For Adam Armer, head of business development – digital buildings at Vodafone IoT, providers of technological services and products need to educate customers. It’s not about delivering “technology for the sake of it” but helping clients to understand their business needs and how tech solutions can achieve their outcomes.  

 

WELL Building

Moderator Paul Mason, digital services leader Europe at Honeywell, noted that the Lawrence Berkeley lab in the US reported that, on average, we spend 90 per cent of our time indoors.

 

In the UK, the economy loses £14.1 billion as a result of 30.4 million Mondays lost to sickness related to the buildings we work and live in.

 

“Are we doing enough?” asked Mason in terms of incorporating the WELL Building standard.

 

Two of the problems with the standard, Frohock explained, were its 241 pages of guidance (hard for a busy building manager to get through) and that an assessor needs to be flown from the US and operates on a one-strike principle.
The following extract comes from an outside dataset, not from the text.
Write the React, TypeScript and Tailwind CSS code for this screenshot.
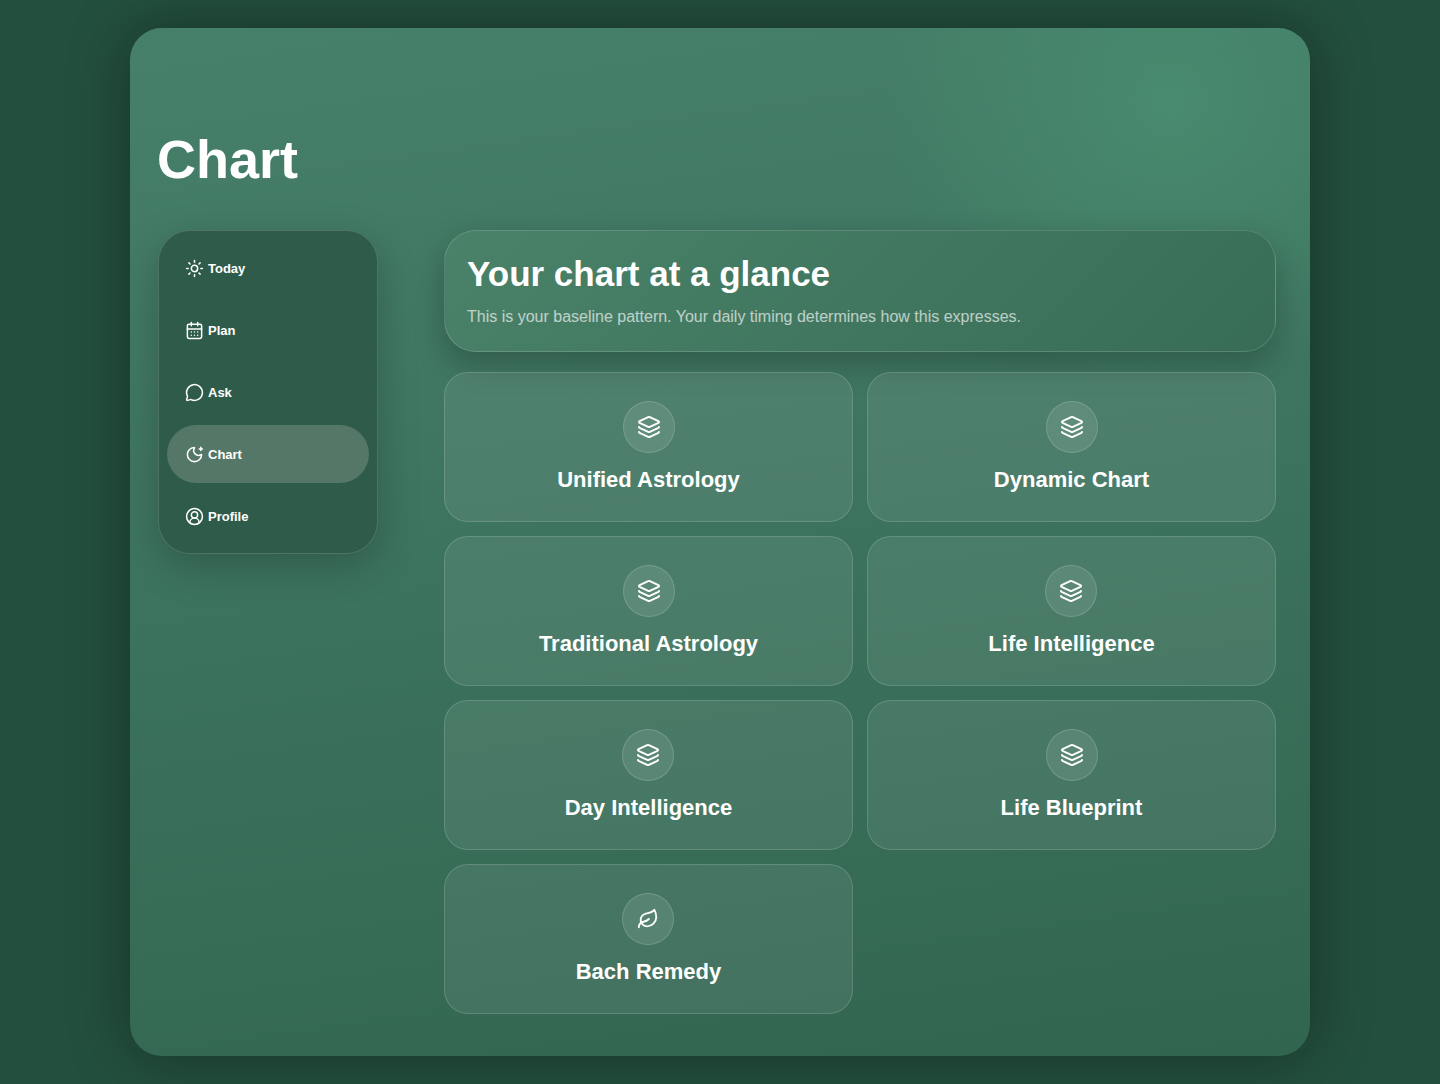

If the assessor is not happy with one aspect of the building, the standard is withheld.

 

However, if these are addressed, the standard can add value particularly to new-builds.

 

Frohock told the audience of roughly 80–100 people that Arm will be using the WELL Building standard on its new project, but for its old buildings it will retrospectively apply the Fitwel standard.

 

At only 20 pages and an online application costing $500, Fitwel “gives you an assessment and it recognises all the same factors; it's quick, intuitive, user-centric at its core and has been adopted a lot quicker”, said Frohock.

 

Proving ROI

This is all very encouraging, Mason said, but he asked how we could bring this conversation back to ROI. He provided a few statistics such as a Towns Watson study that found 50 buildings that had been improved by smart technology and the IoT brought end-users an average profit increase of 19 per cent and earnings per share boost of 28 per cent.

 

Mason also told of the Canadian building council showing that real estate loans benefit from connected buildings that improve the experience of occupants.

 

Real estate companies that owned the buildings saw a 38 per cent improvement in asset value, 46 per cent in time to fill with tenants and 28 per cent in premium pricing per square metre, as well as an 8-12 per cent boost in occupants’ productivity.

 

The problem for the UK, however, is that it generally rebuilds buildings with a focus on the lowest construction cost.

 

“No one gives a hoot about anything else and the economic value that is created for everyone else in the chain,” said Mason.

 

How do we “leverage IoT storytelling” to show the lowest in store price is not the best way to create long-term ROI? Mason asked.

 

David Williams, business architect at Microsoft Digital, said the journey map for visitors, occupants, tenants and owners should be plotted.

 

Tasks and activities can be linked back to a specific technical solution that can deliver a particular capability and be measured in terms of benefits to the business. This could be “hard cash, monetisation opportunities or time saved, and the customer can take that information and use it”.

 

Frohock relies on three factors to sell the smart building initiative:

 

• Use cases that explain why it is important and what it can achieve.


• Experience modelling, which puts the plan in “the words of a punter or user of a building” and helps everyone in the business to share the vision and buy into the use case.


• ROI, which depending on the project can be very simple, such as a smart parking solution that can be measured in terms of user time saved pre and post-installation.